Executive recommendations for cost control without operational compromise
- Treat ERP infrastructure consolidation as an operating model transformation, not a one-time migration project.
- Prioritize shared governance, observability, identity, and automation before aggressively reducing infrastructure footprints.
- Segment workloads by business criticality so cost optimization does not weaken resilience for order, inventory, and finance processes.
- Use platform engineering to standardize deployment orchestration and environment provisioning across ERP-adjacent services.
- Measure success through cost per business capability, recovery performance, deployment frequency, and incident reduction, not only monthly cloud spend.
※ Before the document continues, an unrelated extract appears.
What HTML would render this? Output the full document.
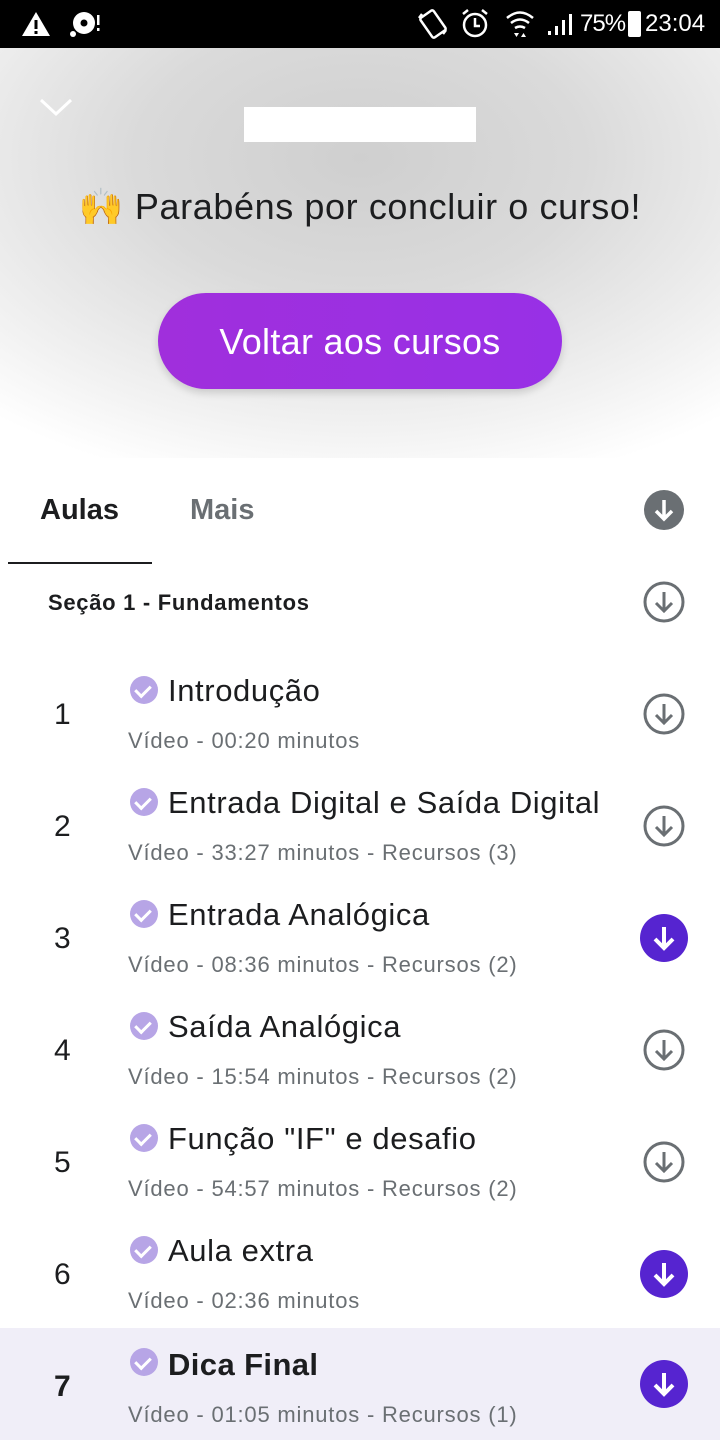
<!DOCTYPE html>
<html><head><meta charset="utf-8"><style>
*{margin:0;padding:0;box-sizing:border-box}
body{width:720px;height:1440px;overflow:hidden;font-family:"Liberation Sans","DejaVu Sans",sans-serif;background:#fff;position:relative;color:#1c1d1f}
.sb{position:absolute;top:0;left:0;width:720px;height:48px;background:#000;color:#fff}
.hdr{position:absolute;top:48px;left:0;width:720px;height:410px;background:radial-gradient(ellipse 560px 340px at 360px 110px,#cfcfcf 0%,#dadada 40%,#f2f2f2 80%,#fff 100%)}
.abs{position:absolute}
.btn{position:absolute;left:158px;top:293px;width:404px;height:96px;border-radius:48px;background:linear-gradient(90deg,#a02fdc,#9830e6);color:#fff;font-size:36px;letter-spacing:0.3px;text-align:center;line-height:98px;box-shadow:0 4px 8px rgba(0,0,0,.15)}
.row{position:absolute;left:0;width:720px;height:112px}
.num{position:absolute;left:54px;top:40px;font-size:30px}
.chk{position:absolute;left:130px;top:18px;width:28px;height:28px;border-radius:50%;background:#b7a5e6}
.t{position:absolute;left:168px;top:15px;font-size:31px;letter-spacing:0.6px;white-space:nowrap}
.s{position:absolute;left:128px;top:70px;font-size:22px;letter-spacing:0.8px;color:#6a6f73;white-space:nowrap}
.dl{position:absolute;left:640px;top:32px;width:48px;height:48px}
.chk::after{content:"";position:absolute;left:8px;top:6px;width:7px;height:12px;border:solid #fff;border-width:0 3px 3px 0;transform:rotate(45deg)}
</style></head><body>
<div class="sb">
<svg class="abs" style="left:20px;top:10px" width="32" height="28" viewBox="0 0 32 28"><path d="M16 2L30 26H2Z" fill="#fff"/><rect x="14.5" y="10" width="3" height="9" fill="#000"/><rect x="14.5" y="21" width="3" height="3" fill="#000"/></svg>
<svg class="abs" style="left:68px;top:10px" width="34" height="28" viewBox="0 0 34 28"><circle cx="16" cy="13" r="11" fill="#fff"/><circle cx="16" cy="13" r="3.5" fill="#000"/><circle cx="5" cy="24" r="3" fill="#fff"/><rect x="29" y="5" width="2.5" height="10" fill="#fff"/><rect x="29" y="18" width="2.5" height="3" fill="#fff"/></svg>
<svg class="abs" style="left:416px;top:8px" width="34" height="32" viewBox="0 0 34 32" fill="none" stroke="#fff" stroke-width="2.5"><rect x="9" y="4" width="16" height="24" rx="2" transform="rotate(-35 17 16)"/><path d="M3 10l3 -4M30 22l-3 4"/></svg>
<svg class="abs" style="left:460px;top:8px" width="30" height="32" viewBox="0 0 30 32" fill="none" stroke="#fff" stroke-width="2.5"><circle cx="15" cy="17" r="11"/><path d="M15 10v8h5M3 6l5-4M27 6l-5-4"/></svg>
<svg class="abs" style="left:504px;top:8px" width="32" height="32" viewBox="0 0 32 32" fill="none" stroke="#fff" stroke-width="2.5"><path d="M3 10q13-11 26 0M7 15q9-7 18 0M11 20q5-3 10 0"/><path d="M10 25h5l-2.5 4zM17 29h5l-2.5-4z" fill="#fff" stroke="none"/></svg>
<svg class="abs" style="left:548px;top:12px" width="28" height="24" viewBox="0 0 28 24" fill="#fff"><rect x="0" y="19" width="3" height="4"/><rect x="7" y="14" width="3" height="9"/><rect x="14" y="8" width="3" height="15"/><rect x="21" y="2" width="3" height="21"/></svg>
<div class="abs" style="left:580px;top:10px;font-size:24px;letter-spacing:-1px">75%</div>
<div class="abs" style="left:628px;top:11px;width:13px;height:26px;background:#fff;border-radius:2px"></div>
<div class="abs" style="left:645px;top:10px;font-size:24px">23:04</div>
</div>
<div class="hdr"></div>
<svg class="abs" style="left:38px;top:96px" width="36" height="22" viewBox="0 0 36 22" fill="none" stroke="#fff" stroke-width="3"><path d="M3 4l15 14L33 4"/></svg>
<div class="abs" style="left:244px;top:107px;width:232px;height:35px;background:#fff"></div>
<div class="abs" style="left:0;top:186px;width:720px;text-align:center;font-size:36px;letter-spacing:0.6px">🙌 Parabéns por concluir o curso!</div>
<div class="btn">Voltar aos cursos</div>
<div class="abs" style="left:40px;top:494px;font-size:29px;font-weight:bold">Aulas</div>
<div class="abs" style="left:190px;top:494px;font-size:29px;font-weight:bold;color:#6a6f73">Mais</div>
<div class="abs" style="left:8px;top:562px;width:144px;height:2px;background:#1c1d1f"></div>
<svg class="abs" style="left:644px;top:490px" width="40" height="40" viewBox="0 0 40 40"><circle cx="20" cy="20" r="20" fill="#6a6f73"/><path d="M20 10v19M12 21l8 8 8-8" stroke="#fff" stroke-width="3.5" fill="none"/></svg>
<div class="abs" style="left:48px;top:590px;font-size:22px;letter-spacing:0.7px;font-weight:bold">Seção 1 - Fundamentos</div>
<svg class="abs" style="left:642px;top:580px" width="44" height="44" viewBox="0 0 44 44"><circle cx="22" cy="22" r="19" fill="none" stroke="#6a6f73" stroke-width="3"/><path d="M22 12v19M14 23l8 8 8-8" stroke="#6a6f73" stroke-width="3" fill="none"/></svg>

<div class="row" style="top:658px"><div class="num">1</div><div class="chk"></div><div class="t">Introdução</div><div class="s">Vídeo - 00:20 minutos</div><svg class="dl" viewBox="0 0 48 48"><circle cx="24" cy="24" r="19" fill="none" stroke="#6a6f73" stroke-width="3"/><path d="M24 14v19M16 25l8 8 8-8" stroke="#6a6f73" stroke-width="3" fill="none"/></svg></div>
<div class="row" style="top:770px"><div class="num">2</div><div class="chk"></div><div class="t">Entrada Digital e Saída Digital</div><div class="s">Vídeo - 33:27 minutos - Recursos (3)</div><svg class="dl" viewBox="0 0 48 48"><circle cx="24" cy="24" r="19" fill="none" stroke="#6a6f73" stroke-width="3"/><path d="M24 14v19M16 25l8 8 8-8" stroke="#6a6f73" stroke-width="3" fill="none"/></svg></div>
<div class="row" style="top:882px"><div class="num">3</div><div class="chk"></div><div class="t">Entrada Analógica</div><div class="s">Vídeo - 08:36 minutos - Recursos (2)</div><svg class="dl" viewBox="0 0 48 48"><circle cx="24" cy="24" r="24" fill="#5624d0"/><path d="M24 13v20M15 25l9 9 9-9" stroke="#fff" stroke-width="4" fill="none"/></svg></div>
<div class="row" style="top:994px"><div class="num">4</div><div class="chk"></div><div class="t">Saída Analógica</div><div class="s">Vídeo - 15:54 minutos - Recursos (2)</div><svg class="dl" viewBox="0 0 48 48"><circle cx="24" cy="24" r="19" fill="none" stroke="#6a6f73" stroke-width="3"/><path d="M24 14v19M16 25l8 8 8-8" stroke="#6a6f73" stroke-width="3" fill="none"/></svg></div>
<div class="row" style="top:1106px"><div class="num">5</div><div class="chk"></div><div class="t">Função "IF" e desafio</div><div class="s">Vídeo - 54:57 minutos - Recursos (2)</div><svg class="dl" viewBox="0 0 48 48"><circle cx="24" cy="24" r="19" fill="none" stroke="#6a6f73" stroke-width="3"/><path d="M24 14v19M16 25l8 8 8-8" stroke="#6a6f73" stroke-width="3" fill="none"/></svg></div>
<div class="row" style="top:1218px"><div class="num">6</div><div class="chk"></div><div class="t">Aula extra</div><div class="s">Vídeo - 02:36 minutos</div><svg class="dl" viewBox="0 0 48 48"><circle cx="24" cy="24" r="24" fill="#5624d0"/><path d="M24 13v20M15 25l9 9 9-9" stroke="#fff" stroke-width="4" fill="none"/></svg></div>
<div class="row" style="top:1328px;background:#f0eef8"><div class="num" style="font-weight:bold;top:42px">7</div><div class="chk" style="top:20px"></div><div class="t" style="font-weight:bold;top:19px;letter-spacing:0.4px">Dica Final</div><div class="s" style="top:74px">Vídeo - 01:05 minutos - Recursos (1)</div><svg class="dl" viewBox="0 0 48 48"><circle cx="24" cy="24" r="24" fill="#5624d0"/><path d="M24 13v20M15 25l9 9 9-9" stroke="#fff" stroke-width="4" fill="none"/></svg></div>
</body></html>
What leaders should measure after consolidation
Post-consolidation governance should track a balanced scorecard. Cost metrics should include unit economics such as infrastructure cost per order processed, per warehouse, or per integration transaction. Reliability metrics should include recovery time achievement, failed deployment rate, and mean time to detect incidents. Platform metrics should include environment provisioning time, policy compliance, and percentage of workloads onboarded to standard templates.
This measurement model helps executives avoid a common trap: declaring success after reducing visible infrastructure while hidden operational debt remains. A consolidated ERP platform should make the enterprise more scalable, more governable, and more resilient. If teams still rely on manual recovery, inconsistent pipelines, or opaque integration flows, the consolidation is incomplete.
For distribution enterprises facing margin pressure, supply chain volatility, and increasing digital service expectations, cloud infrastructure consolidation is one of the most practical ways to regain control. When aligned with cloud governance, platform engineering, and resilience engineering, it becomes a foundation for sustainable ERP cost control and operational continuity.